We use the finite element method (FEM, software COMSOL Multiphysics 5.5) to analyze the output performance of the STTM-PEH and the physical modules, selecting piezoelectric, circuit, solid mechanics and static electrostatic. Meanwhile, we use four-node free tetrahedron elements to generate meshes. To improve the computational efficiency, only the piezoelectric layer is retained in the simulation, while the conductive adhesive layer, electrode and packaging layer are ignored. Additionally, different refined meshes are applied to the cantilever beam, piezoelectric patches and mass to improve the calculation accuracy. The meshes of the STTM-PEH and stress distribution of the T-shaped trapezoidal piezoelectric cantilever beam are exhibited in Figure 2.

2.4. Modal Analysis

When the natural frequency of the piezoelectric energy harvester is consistent with the external vibration frequency, the energy collected by it reaches the maximum. Therefore, studying the modes of the STTM-PEH is beneficial for structural design and obtaining more outstanding output performance. Figure 3 shows various modes of the STTM-PEH. Figure 3a,b show the first-order and second-order modes of the harvester, while Figure 3c,d show the third-order and fourth-order modes, respectively. The natural frequencies of each mode are, respectively 23.54 $\mathrm{Hz}$, 149.72 $\mathrm{Hz}$, 201.29 $\mathrm{Hz}$ and 447.79 $\mathrm{Hz}$, as show in Figure 3e.

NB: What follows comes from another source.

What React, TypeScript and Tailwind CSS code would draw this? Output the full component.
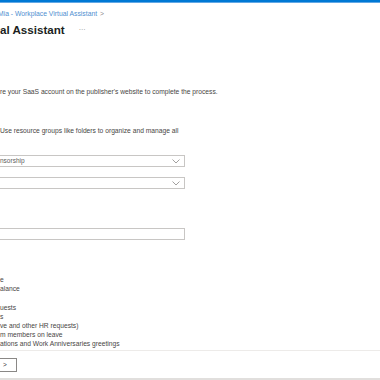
import React from 'react'

function Chevron() {
  return (
    <svg width="8" height="5" viewBox="0 0 8 5" fill="none" className="shrink-0">
      <path d="M0.5 0.5L4 4L7.5 0.5" stroke="#8a8886" strokeWidth="0.8" />
    </svg>
  )
}

function Select({ value }: { value: string }) {
  return (
    <div className="flex h-[12px] w-[185px] items-center justify-between border border-l-0 border-[#c8c6c4] pr-[4px] text-[6.5px] text-[#605e5c]">
      <span>{value}</span>
      <Chevron />
    </div>
  )
}

const items = [
  'e',
  'alance',
  '',
  'uests',
  's',
  've and other HR requests)',
  'm members on leave',
  'ations and Work Anniversaries greetings',
  'ions',
]

export default function App() {
  return (
    <div
      className="relative flex h-[380px] w-[380px] flex-col overflow-hidden bg-white text-[#323130]"
      style={{ fontFamily: '"Liberation Sans", Arial, sans-serif' }}
    >
      <div className="h-[2px] shrink-0 bg-[#0078d4]" />
      <div className="h-[1px] shrink-0 bg-[#62a8e5]" />

      <div className="min-h-0 flex-1 overflow-hidden">
        <div className="mt-[7px] flex h-[8px] items-center gap-[3px] text-[6.8px] text-[#4f8fd0]">
          <span className="-ml-[2px]">Mia - Workplace Virtual Assistant</span>
          <span className="text-[#8a8886]">&gt;</span>
        </div>

        <div className="mt-[5px] flex h-[14px] items-center">
          <span className="text-[11.6px] font-bold text-[#201f1e]">al Assistant</span>
          <span className="ml-[14px] text-[7px] text-[#8a8886]">···</span>
        </div>

        <p className="mt-[51px] text-[6.7px] leading-[8px] text-[#484644]">
          re your SaaS account on the publisher's website to complete the process.
        </p>

        <p className="mt-[31px] text-[6.7px] leading-[8px] text-[#484644]">
          Use resource groups like folders to organize and manage all
        </p>

        <div className="mt-[20px] flex flex-col gap-[10px]">
          <Select value="nsorship" />
          <Select value="" />
        </div>

        <div className="mt-[39px] h-[12px] w-[185px] border border-l-0 border-[#c8c6c4]" />

        <ul className="mt-[35px] text-[6.7px] leading-[9.2px] text-[#484644]">
          {items.map((t, i) => (
            <li key={i} className="h-[9.2px]">
              {t}
            </li>
          ))}
        </ul>
      </div>

      <div className="flex h-[28px] shrink-0 items-center border-t border-[#edebe9]">
        <div className="-ml-[2px] flex h-[14px] w-[19px] items-center border border-[#8a8886] pl-[4px] text-[6.5px]">
          &gt;
        </div>
      </div>
      <div className="h-[2px] shrink-0 bg-[#e1dfdd]" />
    </div>
  )
}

The natural frequency of the STTM-PEH can be reduced to the specified range by mounting a mass block at the cantilever head. It is found that the cantilever beam mainly produces bending deformation in the first-order and third-order modes, while the torsion deformation mainly occurs in the second-order and fourth-order modes. The bending vibration of the first-order and third-order modes can generate greater energy in $d_{31}$ mode. In contrast, the second-order and fourth-order torsional vibrations produce less energy. In this paper, we focus on the piezoelectric output performance of the STTM-PEH under first-order natural frequency.

3. Results and Discussion

3.1. Influence of External Loading Resistance and Acceleration Coefficient on the Output Performance of the STTM-PEH

The external loading resistance has a great influence on the output performance of the piezoelectric energy harvester. Optimizing its resistance can allow the piezoelectric energy harvester to obtain maximum power. Therefore, the STTM-PEH as shown in Figure 1 is selected to study the variation of its output performance with the external loading resistance under acceleration of 1.0 $\mathrm{g}$ when the external excitation frequency is 23 $\mathrm{Hz}$.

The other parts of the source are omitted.